Varshney's prescription for strengthening the ties of civil society across communal boundaries in India should be applied with equal zeal among the Indian diaspora here in the United States, both to forestall any development of communal conflict in this country and because of the community's strong ties with India. Fortunately, there are thousands of immigrants from India in America who were appalled by the massacres in Gujarat and who support a secular democracy in India in which minority faiths are protected. Many civic organizations here circulated petitions and staged demonstrations against the complicity of the government of Gujarat in the violence and the agenda of the Sangh Parivar in general. There is a new-found urgency among such groups to expand awareness in the United States about the agenda of the Hindu rightand to educate people-of Indian and non-Indian origin alike-to the important difference between the Hindu religion and Hindu fascism.
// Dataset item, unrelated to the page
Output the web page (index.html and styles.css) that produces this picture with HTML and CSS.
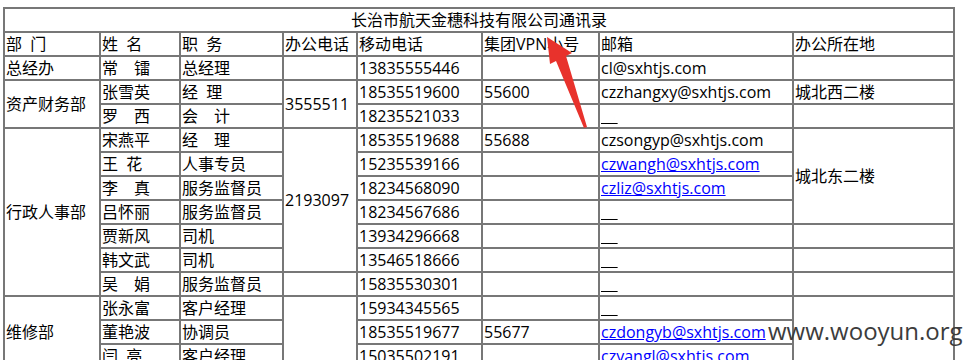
FILE: index.html
```html
<!DOCTYPE html>
<html lang="zh-CN">
<head>
<meta charset="utf-8">
<title>长治市航天金穗科技有限公司通讯录</title>
<link rel="stylesheet" href="styles.css">
</head>
<body>
<div class="page">
<table class="book">
<colgroup>
<col class="c-dept"><col class="c-name"><col class="c-title"><col class="c-office"><col class="c-mobile"><col class="c-vpn"><col class="c-mail"><col class="c-loc">
</colgroup>
<tr><td colspan="8" class="caption">长治市航天金穗科技有限公司通讯录</td></tr>
<tr><td>部&nbsp;&nbsp;门</td><td>姓&nbsp;&nbsp;名</td><td>职&nbsp;&nbsp;务</td><td>办公电话</td><td>移动电话</td><td>集团VPN小号</td><td>邮箱</td><td>办公所在地</td></tr>
<tr><td>总经办</td><td>常　镭</td><td>总经理</td><td></td><td>13835555446</td><td></td><td>cl@sxhtjs.com</td><td></td></tr>
<tr><td rowspan="2">资产财务部</td><td>张雪英</td><td>经&nbsp;&nbsp;理</td><td rowspan="2">3555511</td><td>18535519600</td><td>55600</td><td>czzhangxy@sxhtjs.com</td><td>城北西二楼</td></tr>
<tr><td>罗　西</td><td>会　计</td><td>18235521033</td><td></td><td><u>&nbsp;&nbsp;&nbsp;&nbsp;</u></td><td></td></tr>
<tr><td rowspan="7">行政人事部</td><td>宋燕平</td><td>经　理</td><td rowspan="6">2193097</td><td>18535519688</td><td>55688</td><td>czsongyp@sxhtjs.com</td><td rowspan="4">城北东二楼</td></tr>
<tr><td>王&nbsp;&nbsp;花</td><td>人事专员</td><td>15235539166</td><td></td><td><a href="#">czwangh@sxhtjs.com</a></td></tr>
<tr><td>李　真</td><td>服务监督员</td><td>18234568090</td><td></td><td><a href="#">czliz@sxhtjs.com</a></td></tr>
<tr><td>吕怀丽</td><td>服务监督员</td><td>18234567686</td><td></td><td><u>&nbsp;&nbsp;&nbsp;&nbsp;</u></td></tr>
<tr><td>贾新风</td><td>司机</td><td>13934296668</td><td></td><td><u>&nbsp;&nbsp;&nbsp;&nbsp;</u></td><td></td></tr>
<tr><td>韩文武</td><td>司机</td><td>13546518666</td><td></td><td><u>&nbsp;&nbsp;&nbsp;&nbsp;</u></td><td></td></tr>
<tr><td>吴　娟</td><td>服务监督员</td><td></td><td>15835530301</td><td></td><td><u>&nbsp;&nbsp;&nbsp;&nbsp;</u></td><td></td></tr>
<tr><td rowspan="3">维修部</td><td>张永富</td><td>客户经理</td><td rowspan="3"></td><td>15934345565</td><td></td><td><u>&nbsp;&nbsp;&nbsp;&nbsp;</u></td><td rowspan="3"></td></tr>
<tr><td>董艳波</td><td>协调员</td><td>18535519677</td><td>55677</td><td><a href="#">czdongyb@sxhtjs.com</a></td></tr>
<tr><td>闫&nbsp;&nbsp;亮</td><td>客户经理</td><td>15035502191</td><td></td><td><a href="#">czyangl@sxhtjs.com</a></td></tr>
</table>
<svg class="arrow" width="60" height="100" viewBox="0 0 60 100" aria-hidden="true">
<polygon points="6,0 9,27 15,24 43,91 46,90 25,19 31,16" fill="#e8322c"/>
</svg>
<div class="mark">www.wooyun.org</div>
</div>
</body>
</html>
```
FILE: styles.css
```css
html, body {
  margin: 0;
  padding: 0;
  background: #fff;
}
.page {
  position: relative;
  padding: 7px 0 0 3px;
  width: 972px;
  height: 360px;
  box-sizing: border-box;
  overflow: hidden;
  font-family: "Open Sans", "Noto Sans CJK SC", sans-serif;
  font-size: 16px;
  color: #000;
}
.book {
  border-collapse: collapse;
  table-layout: fixed;
  width: 950px;
}
.c-dept { width: 96px; }
.c-name { width: 80px; }
.c-title { width: 103px; }
.c-office { width: 74px; }
.c-mobile { width: 125px; }
.c-vpn { width: 117px; }
.c-mail { width: 194px; }
.c-loc { width: 161px; }
.book td {
  border: 2px solid #777;
  padding: 0 1px;
  height: 22px;
  line-height: 22px;
  white-space: nowrap;
  overflow: hidden;
  vertical-align: middle;
}
.book td.caption {
  text-align: center;
}
.book a {
  color: #0000ff;
  text-decoration: underline;
}
.arrow {
  position: absolute;
  left: 541px;
  top: 37px;
}
.mark {
  position: absolute;
  left: 768px;
  top: 314px;
  font-family: "Open Sans", sans-serif;
  font-size: 24px;
  color: #3c3c3c;
  white-space: nowrap;
}
```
The U.S. government must not hesitate to condemn officially the threat of genocide in Gujarat and to support the many civic, business, and religious organizations working hard to stem the rise of the Hindu right and to preserve India's historic commitment to secularism, democracy, and religious tolerance. During Colin Powell's July visit to New Delhi, Prime Minister Vajpayee reiterated his invitation to President Bush to come to India, and both sides are reportedly "working on dates for an early visit." 39 Given the important role India must play in the war on terrorism, the need to calm tensions between India and Pakistan, the growing military cooperation between India and the United States, and the expanding role of India in Central Asia, the president ought to make this trip. 40 The administration surely has not overlooked the growing political clout of the Indian-American community and the important support it has lavished on the Democratic Party, especially following former president Bill Clinton's trip to India in 2000. One can only hope that it will not seek political gain by hinting to conservative elements in the Indian-American community that it in any way supports an anti-Muslim, Hindu-right agenda. This would be a grave error. The president should condemn strongly the genocide in Gujarat and attacks elsewhere against India's Muslims, and see a visit to India as an opportunity to express U.S. support for democratic values, including religious tolerance and freedom.

The United States Commission on Religious Freedom has lamented the fact that Washington has "not spoken out forcefully against the attacks on Muslims in Gujarat." 41 This is more than a moral question. As Robert M. Hathaway, director of the Asia Program at the Woodrow Wilson International Center for Scholars argues, "Important American interests, including the global war against terrorism, can be directly impacted by what the U.S. says-and fails to say-about Gujarat. At this particular moment in history, the U.S. cannot allow the impression to take hold that Americans somehow value a Muslim life less than the life of a person of another religion." 42

Part of an appropriate response by the U.S. government should be to crack down on Hindu-right organizations operating in America that funnel money to the Sangh Parivar. According to Hathaway, "Credible reports have recently suggested that substantial sums of money are sent from Indians resident in the U.S., and from American citizens of Indian origin, to groups and organizations" that are directly linked to the violence in Gujarat." Testifying before the U.S. Commission on International Religious Freedom, Hathaway urged the commission to initiate "an official enquiry into financial transactions of this nature, to ensure that U.S. laws are not being violated." 43 These groups may also be guilty of fraud, since many donors believe they are making purely charitable contributions and have no idea how the money is being used.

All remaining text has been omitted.